Ce dispositif constitue une opportunité pour ramener l’innovation dans les appellations et rendre l’ODG et les opérateurs acteurs de la mise en œuvre des stratégies d’adaptation aux changements climatiques et d’atténuation de ses effets ainsi qu’à la transition écologique. Le bilan de ces évaluations ainsi qu’une analyse de l’appropriation de ces pratiques à l’échelle de l’appellation permettra à l’issue d’une période définie dans le protocole, soit d’intégrer la pratique de façon pleine et entière, soit de l’encadrer, soit de la rejeter.
Il est également prévu de multiplier et de diversifier le recours aux expertises scientifiques afin de pouvoir suivre l’adaptation de ces pratiques aux enjeux climatiques ou écologiques mais aussi d’évaluer leurs impacts sur les caractéristiques des produits et leur lien au terroir.
« Avec ce dispositif, l’INAO donne des outils aux ODG pour s’inscrire dans la viticulture du 21e siècle » a déclaré Bernard Angelras, président du groupe de travail « scientifique, technique et innovations » du CNAOV.
« Face aux attentes sociétales et à l’urgence climatique, les appellations d’origine doivent s’adapter sans perdre leurs fondamentaux » explique Christian Paly, président du CNAOV.
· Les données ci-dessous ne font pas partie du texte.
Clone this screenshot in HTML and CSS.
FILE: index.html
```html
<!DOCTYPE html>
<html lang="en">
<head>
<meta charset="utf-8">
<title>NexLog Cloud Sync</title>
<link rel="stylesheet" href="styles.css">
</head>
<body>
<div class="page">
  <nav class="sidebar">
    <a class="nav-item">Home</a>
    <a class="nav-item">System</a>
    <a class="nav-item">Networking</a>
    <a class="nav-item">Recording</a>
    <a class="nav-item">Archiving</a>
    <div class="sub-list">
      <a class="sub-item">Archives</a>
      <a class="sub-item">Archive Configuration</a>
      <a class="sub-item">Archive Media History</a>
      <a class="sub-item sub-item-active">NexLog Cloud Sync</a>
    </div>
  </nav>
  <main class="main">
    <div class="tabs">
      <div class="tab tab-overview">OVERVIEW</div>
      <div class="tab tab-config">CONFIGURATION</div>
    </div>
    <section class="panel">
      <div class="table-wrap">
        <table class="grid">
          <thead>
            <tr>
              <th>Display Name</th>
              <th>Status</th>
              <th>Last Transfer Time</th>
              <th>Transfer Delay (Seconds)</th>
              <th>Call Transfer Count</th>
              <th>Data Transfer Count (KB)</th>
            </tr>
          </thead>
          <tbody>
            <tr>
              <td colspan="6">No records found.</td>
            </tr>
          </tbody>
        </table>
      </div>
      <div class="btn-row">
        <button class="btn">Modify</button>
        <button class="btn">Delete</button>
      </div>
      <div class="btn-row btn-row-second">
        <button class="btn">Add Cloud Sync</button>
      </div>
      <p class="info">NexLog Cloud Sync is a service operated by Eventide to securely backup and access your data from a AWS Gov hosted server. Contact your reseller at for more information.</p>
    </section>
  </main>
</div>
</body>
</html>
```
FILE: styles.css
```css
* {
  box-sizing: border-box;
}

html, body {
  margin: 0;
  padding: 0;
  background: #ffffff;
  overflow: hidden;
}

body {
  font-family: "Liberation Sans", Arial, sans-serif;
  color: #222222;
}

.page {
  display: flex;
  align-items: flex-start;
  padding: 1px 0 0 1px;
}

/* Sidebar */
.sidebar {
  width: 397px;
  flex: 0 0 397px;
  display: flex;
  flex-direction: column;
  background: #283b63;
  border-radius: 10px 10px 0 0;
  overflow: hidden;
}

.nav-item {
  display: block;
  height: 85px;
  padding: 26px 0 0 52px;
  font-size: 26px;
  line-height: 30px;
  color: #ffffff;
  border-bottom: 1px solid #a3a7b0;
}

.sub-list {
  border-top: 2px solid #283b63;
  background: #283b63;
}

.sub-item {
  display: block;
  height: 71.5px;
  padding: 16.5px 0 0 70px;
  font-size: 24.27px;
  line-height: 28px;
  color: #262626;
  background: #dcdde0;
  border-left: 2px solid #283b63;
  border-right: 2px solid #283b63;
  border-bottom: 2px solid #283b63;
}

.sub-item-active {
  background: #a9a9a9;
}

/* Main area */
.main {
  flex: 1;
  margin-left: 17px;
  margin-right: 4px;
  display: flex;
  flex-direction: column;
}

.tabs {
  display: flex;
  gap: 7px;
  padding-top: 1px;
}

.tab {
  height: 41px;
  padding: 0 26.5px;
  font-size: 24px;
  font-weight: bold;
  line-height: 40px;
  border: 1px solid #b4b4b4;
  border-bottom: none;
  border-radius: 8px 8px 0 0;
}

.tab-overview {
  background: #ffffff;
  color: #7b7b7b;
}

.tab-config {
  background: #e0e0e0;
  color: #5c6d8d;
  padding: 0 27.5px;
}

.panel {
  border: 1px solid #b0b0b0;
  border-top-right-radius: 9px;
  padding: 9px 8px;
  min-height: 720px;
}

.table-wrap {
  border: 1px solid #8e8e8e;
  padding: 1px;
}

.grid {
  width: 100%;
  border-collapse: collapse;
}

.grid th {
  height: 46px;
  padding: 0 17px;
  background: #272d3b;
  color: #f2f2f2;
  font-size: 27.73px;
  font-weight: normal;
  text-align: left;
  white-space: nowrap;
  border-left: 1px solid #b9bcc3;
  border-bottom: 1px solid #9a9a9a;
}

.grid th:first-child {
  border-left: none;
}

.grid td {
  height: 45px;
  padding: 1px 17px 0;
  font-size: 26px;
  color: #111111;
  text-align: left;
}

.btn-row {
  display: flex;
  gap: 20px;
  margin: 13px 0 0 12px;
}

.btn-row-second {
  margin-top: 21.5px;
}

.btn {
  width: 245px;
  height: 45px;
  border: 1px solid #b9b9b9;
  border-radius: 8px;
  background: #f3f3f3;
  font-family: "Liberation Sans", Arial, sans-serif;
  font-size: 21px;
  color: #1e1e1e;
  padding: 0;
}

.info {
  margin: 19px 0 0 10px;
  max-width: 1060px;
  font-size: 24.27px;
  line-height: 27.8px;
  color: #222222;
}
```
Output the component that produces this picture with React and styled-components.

Certaines exigences du dispositif ont également été validées :
- Une accessibilité à tous les opérateurs
- Une limitation des quantités mises en œuvre et commercialisées
Dans la mesure où il s’agit d’une démarche d’évaluation, l’opérateur ne doit pouvoir mettre en œuvre l’innovation évaluée que sur des surfaces ou des volumes limités. Au regard de la diversité des conditions de production et de leur impact sur le produit, le principe de limitation relatif à l’innovation introduite, s’inspirant de ce qui a été mis en place pour les VIFA, est repris - 5% des surfaces mises en œuvre, hors zones de non traitements (ZNT) ou 10% des volumes après assemblage en vue de la mise à la consommation - mais son ampleur nécessitera une application au cas par cas à partir des spécificités de la condition à évaluer. En tout état de cause, les modalités précises de limitation des surfaces ou des volumes mis à la consommation seront indiquées dans le cahier des charges.
Suivi des innovations
Cette démarche étant réalisée par des opérateurs de l’appellation, son protocole de suivi doit être adapté et il convient que la définition du protocole, la collecte et le traitement des données ainsi que la réalisation du bilan de l’évaluation soient accompagnés par un organisme habilité à conduire des expérimentations, désigné par l’ODG.
Engagement de l’opérateur
L’opérateur volontaire pour participer à cette expertise collective doit s’engager à effectuer les observations, mesures et prélèvements définis par le protocole. Pour cela, il signe une convention avec l’ODG et l’INAO.
Clause de revoyure
Cette convention fixe notamment la durée de la période d’évaluation et la date de la clause de revoyure où le bilan de l’évaluation sera réalisé et présenté devant les instances de l’INAO. La durée de l’évaluation dépendra de la condition à évaluer.
Réversibilité
Cette convention prévoit également que l’opérateur accepte de se soumettre aux décisions des instances de l’INAO à l’issue de la période d’évaluation : la condition de production modifiée, si elle n’a pas donné satisfaction, pourra alors être abandonnée sur décision du Comité National et après avis de l’ODG. Ainsi le viticulteur si un retour à la condition initiale est décidé devra, soit faire évoluer ses pratiques ou son outil de production, soit ne plus revendiquer le bénéfice de l’AO.
D’ici le comité de juin, des exigences complémentaires devront par ailleurs être précisées, telles que le nombre maximal d’innovations pouvant être introduites, afin de garantir lisibilité et cohérence du cahier des charges.